Where to Start with Inbound MarketingI’ve been lucky in my consulting career thus far to work with a wide variety of clients. In most cases, my clients have established businesses with goals already in mind and some sort of handle on how their marketing and website are doing.

Occasionally, however, I’ll get the opportunity to start from scratch, even with companies that have been around for some time. In those cases, often the company was able to make sales and grow to a certain point. But, without knowing a baseline of their numbers, from traffic to conversion rates, they didn’t know what to do next. That’s where I came in.

Starting to revamp the marketing strategies of an established business is tricky. Not only is doing data analysis sometimes a c-level buy-in issue, but there are already processes and habits in place. A company doing the same thing for years with some level of growth is much harder to change than a start-up who truly is starting from scratch.
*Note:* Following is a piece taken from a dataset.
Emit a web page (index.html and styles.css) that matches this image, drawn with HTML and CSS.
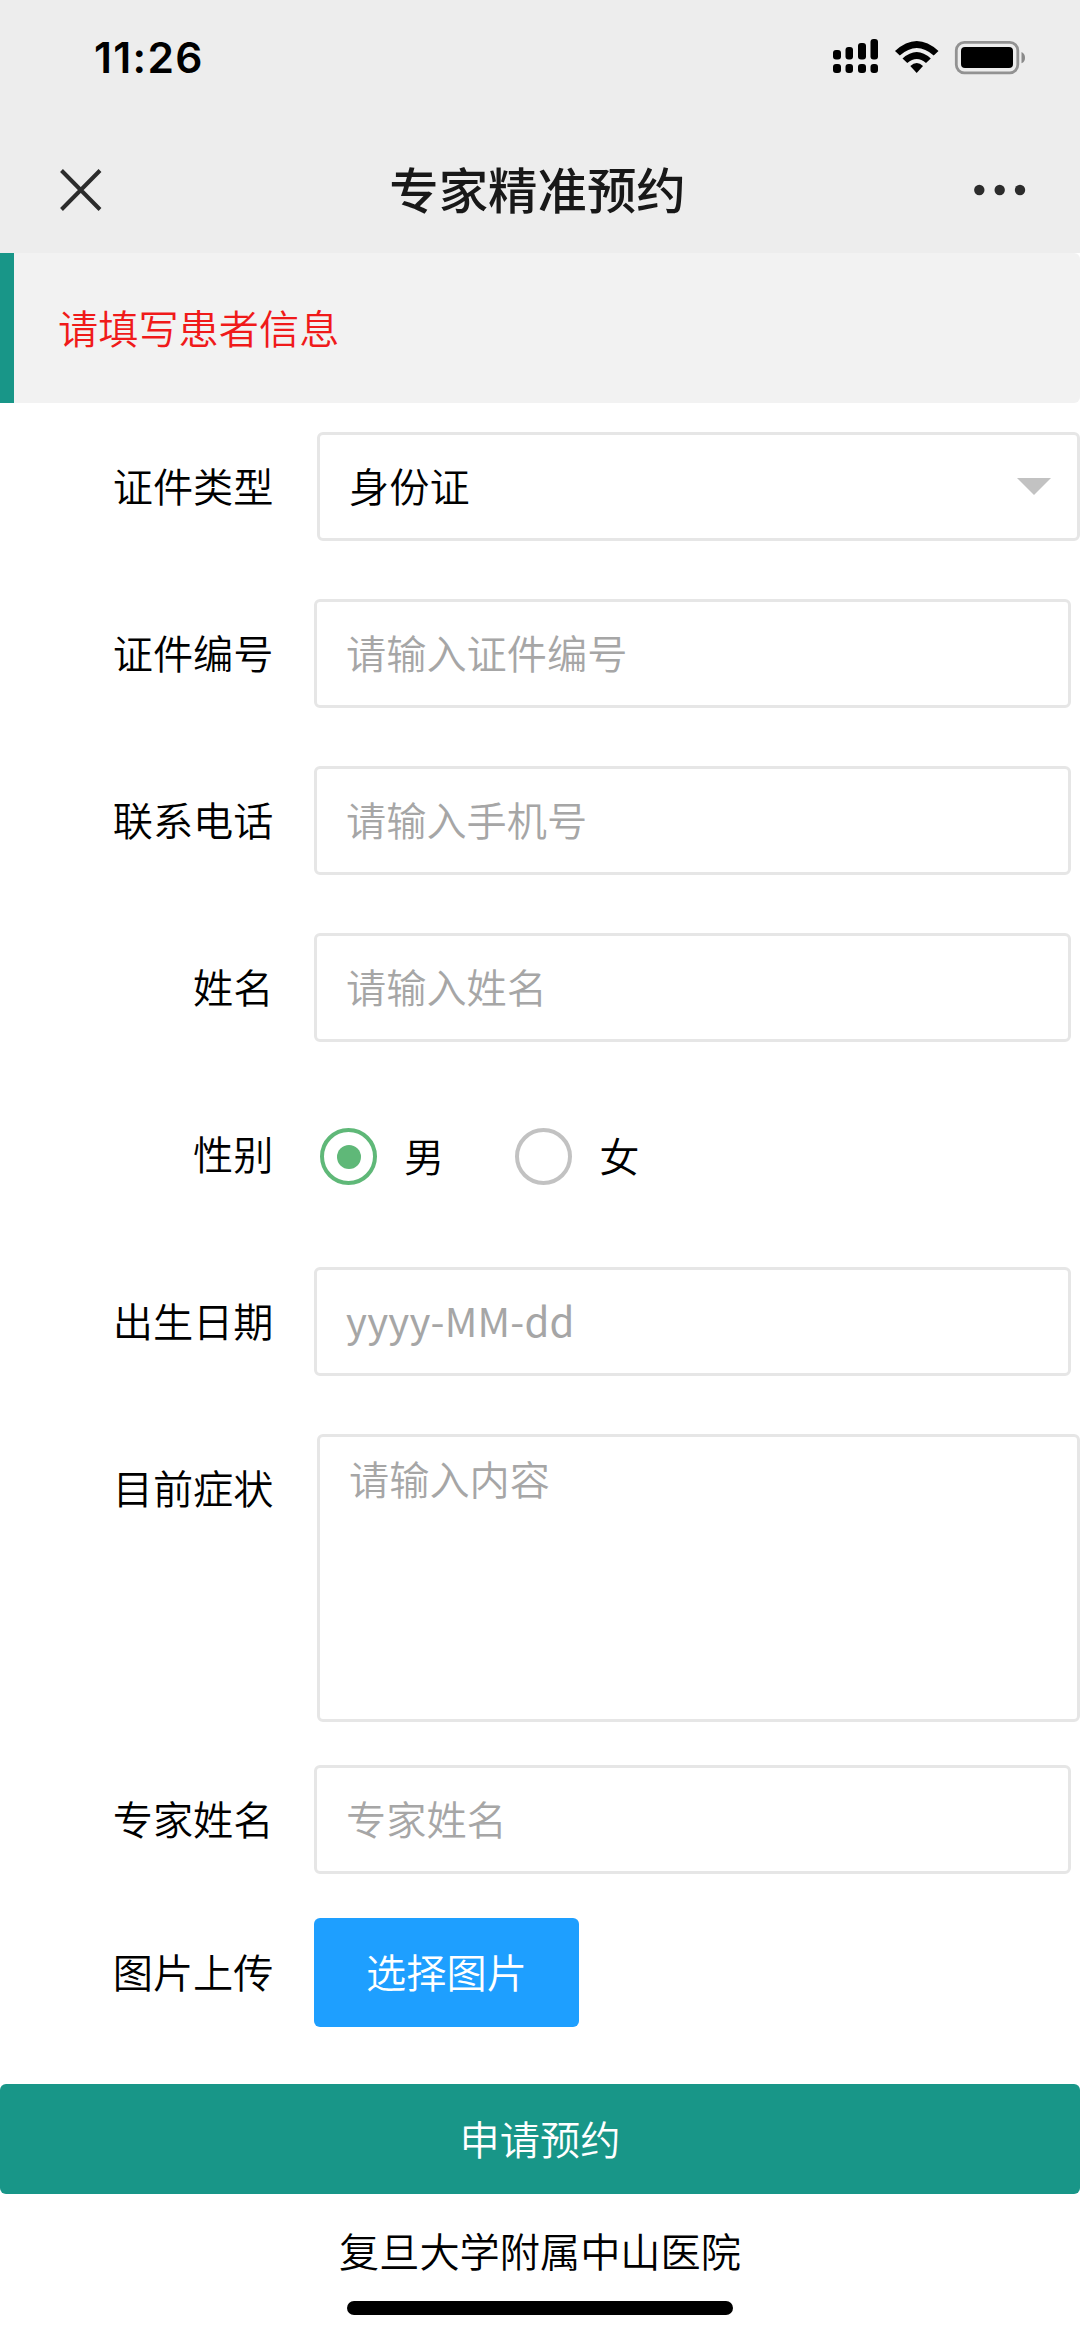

So, where do I start with a company that needs a marketing facelift?

First up: figure out those baseline numbers. It takes a bit of time to look at historical data for traffic, leads, sales, and sometimes that data isn’t even available. In that case, your only option is to build the structure to capture data, and wait.

Once you have an idea of where the numbers are, then you need to figure out what the actual goal is. Obviously making more sales is going to be the end-goal for the majority of companies, but you can’t just jump straight to that. Increasing the close rate to 100% means nothing if you get little traffic and even fewer leads. You need to start from the outside in with traffic.
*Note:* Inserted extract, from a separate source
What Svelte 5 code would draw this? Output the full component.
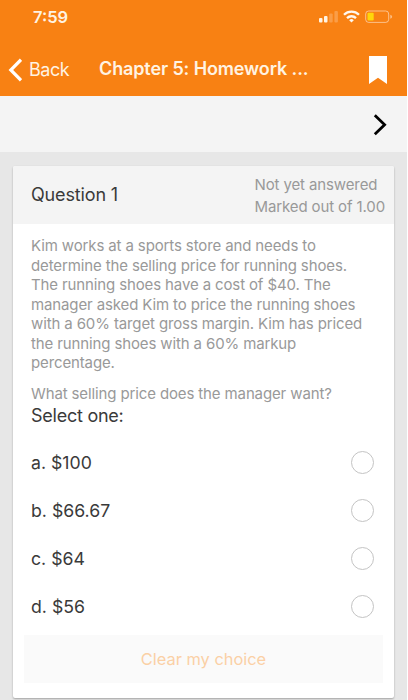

The usual suspects go here for increasing traffic: content, content, more content and a bit of social. There are a million posts out there on how to increase traffic, so I’m not going to rehash them. Here’s one I wrote a while ago: https://www.ashleyidesign.com/web-design-and-marketing-blog/how-to-increase-traffic-to-your-website-and-convert-traffic-to-sales

Once you starting executing on traffic-increasing projects, or the company happens to have good traffic and already publishes content on a regular basis, then it’s all about conversion. Are there landing pages? Do they have guides to answer common questions? Is there an opportunity to make marketing or sales collateral into downloadable content?

If these conversion opportunities exist already, then it’s time to look at the sales and customer service aspect of the business.

One thing I try to make clear to clients is that I’m not a sales consultant. I can’t speak to how to change the way you sell your product or service, but I can speak to how you can better provide customer service for clients who do convert. These folks are the prime target for inbound marketing efforts because they’re the ones who are going to refer others.

I have a client in the situation I outlined above. They didn’t have baseline numbers, but they do publish content and have downloadable guides. What we did together, and are continuing to work on, is figure out where we’re at with analytics. We also try to find out how to better help new customers use the software and new subscribers get the most out of the blog. We’ve done both by using automated email campaigns, aka drip emails or workflows.

Figure out what new clients or new subscribers need to be successful, and give them the info and tools to make that happen.